One of the things that Rodney is most known for among the nationals and the missionaries is that he knows the people here well - their culture and their mindset. It was for that reason that I was glad to have him lined up to preach to our people for the very first service after the stampede. As an introduction, he read Luke 13:1-5 which tells of two tragic losses of life, and then asks the question, "Think ye that they were sinners above all men...?" He warned against the commonly held Buddhist belief that good things happen to good people and bad things happen to bad people. This belief fosters pride and arrogance, a false sense of personal security, and misplaced accusations.
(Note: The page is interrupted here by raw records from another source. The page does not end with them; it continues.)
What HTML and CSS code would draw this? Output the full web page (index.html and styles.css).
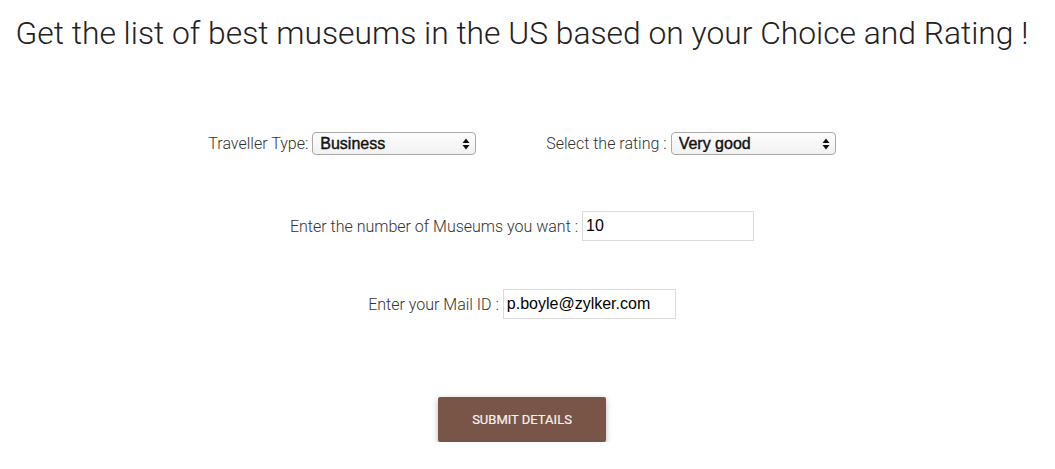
FILE: index.html
```html
<!DOCTYPE html>
<html>
<head>
<meta charset="utf-8">
<link rel="stylesheet" href="styles.css">
</head>
<body>
<div class="page">
  <h1 class="title">Get the list of best museums in the US based on your Choice and Rating !</h1>
  <form class="form">
    <div class="row row-selects">
      <label class="field">
        <span class="label">Traveller Type:</span>
        <span class="select-wrap">
          <select class="select select-type">
            <option>Business</option>
            <option>Couples</option>
            <option>Family</option>
            <option>Friends</option>
            <option>Solo</option>
          </select>
          <svg class="arrows" width="8" height="12" viewBox="0 0 8 12"><path d="M4 0.5 L7.5 5 L0.5 5 Z M4 11.5 L7.5 7 L0.5 7 Z" fill="#111"/></svg>
        </span>
      </label>
      <label class="field">
        <span class="label">Select the rating :</span>
        <span class="select-wrap">
          <select class="select select-rating">
            <option>Very good</option>
            <option>Excellent</option>
            <option>Average</option>
          </select>
          <svg class="arrows" width="8" height="12" viewBox="0 0 8 12"><path d="M4 0.5 L7.5 5 L0.5 5 Z M4 11.5 L7.5 7 L0.5 7 Z" fill="#111"/></svg>
        </span>
      </label>
    </div>
    <div class="row row-number">
      <label class="field">
        <span class="label">Enter the number of Museums you want :</span>
        <input class="input input-number" type="text" value="10">
      </label>
    </div>
    <div class="row row-mail">
      <label class="field">
        <span class="label">Enter your Mail ID :</span>
        <input class="input input-mail" type="text" value="p.boyle@zylker.com">
      </label>
    </div>
    <div class="row row-button">
      <button class="submit" type="button">SUBMIT DETAILS</button>
    </div>
  </form>
</div>
</body>
</html>
```

FILE: styles.css
```css
html, body {
  margin: 0;
  padding: 0;
  background: #fff;
}
.page {
  width: 1044px;
  font-family: Roboto, "Liberation Sans", sans-serif;
}
.title {
  margin: 0;
  padding-top: 12px;
  text-align: center;
  white-space: nowrap;
  font-weight: 300;
  font-size: 31.8px;
  line-height: 42px;
  color: #222;
}
.form {
  display: flex;
  flex-direction: column;
  align-items: center;
}
.row {
  display: flex;
  justify-content: center;
  align-items: center;
}
.row-selects {
  margin-top: 78px;
  gap: 70px;
}
.row-number {
  margin-top: 56px;
}
.row-mail {
  margin-top: 48px;
}
.row-button {
  margin-top: 78px;
}
.field {
  display: flex;
  align-items: center;
  gap: 4px;
}
.label {
  font-size: 16px;
  font-weight: 300;
  color: #333;
}
.select-wrap {
  position: relative;
  display: inline-block;
}
.select {
  appearance: none;
  -webkit-appearance: none;
  height: 23px;
  box-sizing: border-box;
  border: 1px solid #a9a9a9;
  border-radius: 4px;
  background: linear-gradient(#fdfdfd, #f1f1f1);
  font-family: "Liberation Sans", Arial, sans-serif;
  font-size: 16px;
  font-weight: normal;
  -webkit-text-stroke: 0.4px #111;
  color: #111;
  padding: 0 20px 0 7px;
  margin: 0;
  outline: none;
}
.select-type { width: 164px; }
.select-rating { width: 165px; }
.arrows {
  position: absolute;
  right: 6px;
  top: 6px;
  pointer-events: none;
}
.input {
  box-sizing: border-box;
  height: 30px;
  border: 1px solid #dcdcdc;
  font-family: "Liberation Sans", Arial, sans-serif;
  font-size: 16px;
  color: #000;
  padding: 0 3px;
  margin: 0;
  outline: none;
}
.input-number { width: 172px; }
.input-mail { width: 173px; }
.submit {
  width: 168px;
  height: 45px;
  border: none;
  border-radius: 2px;
  background: #795548;
  color: #f6f2ef;
  font-family: Roboto, "Liberation Sans", sans-serif;
  font-size: 13px;
  font-weight: 400;
  -webkit-text-stroke: 0.2px #f6f2ef;
  box-shadow: 0 2px 6px rgba(0,0,0,0.28);
  cursor: pointer;
}
```
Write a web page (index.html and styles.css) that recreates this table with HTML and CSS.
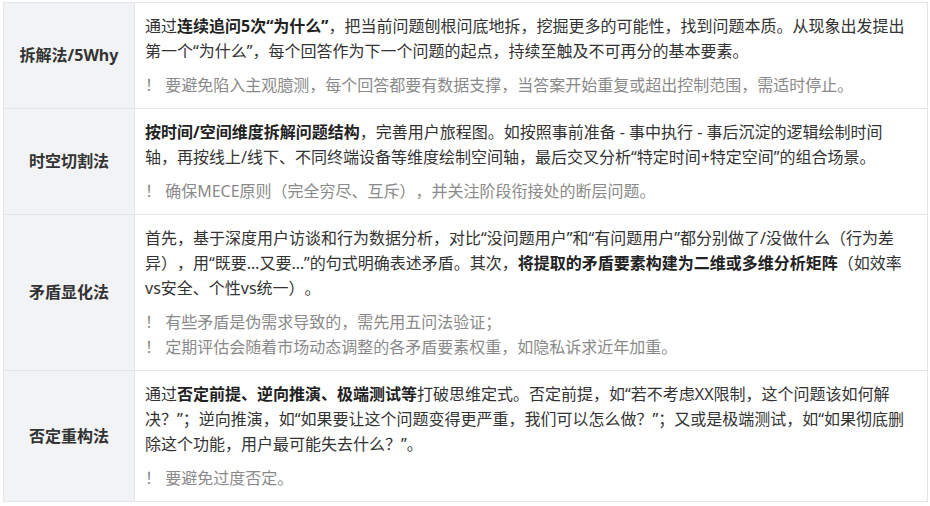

But that wasn't his sermon...that was just saying some things that needed to be said in light of the situation.
First he talked about Jesus' questions to them. It is interesting to note that His 2 questions to them revolved around faith and fear. When we have faith, it drives away fear. When we have fear, it drives away faith. Jesus was showing them that fear and faith cannot co-exist. You have to make a choice between the two.
Then he talked about the disciples question to Jesus. They asked, "Master, carest thou not that we perish?" Even though it was just one question, they seemed to be asking three things with that one question. 1) Do you know we are perishing? 2) Do you care that we are perishing? 3) Can you do anything about it? Oftentimes when we are faced with trials or difficult situations - the storms of life - we feel as if God really must not be paying attention. But while we may not always be able to make sense of what is going on in our finite minds, we need to be confidant that He is aware of the problem, that He cares (even more than we do), and that He can do something about it if He chooses to do so.
God used Bro. Ruppel to speak to hearts, and it was a good conclusion to our Guest Preacher Series. He is a great illustration of what God can do with a person who is willing to consecrate their lives totally and completely to His will and His service. I am proud and thankful to be this man's friend.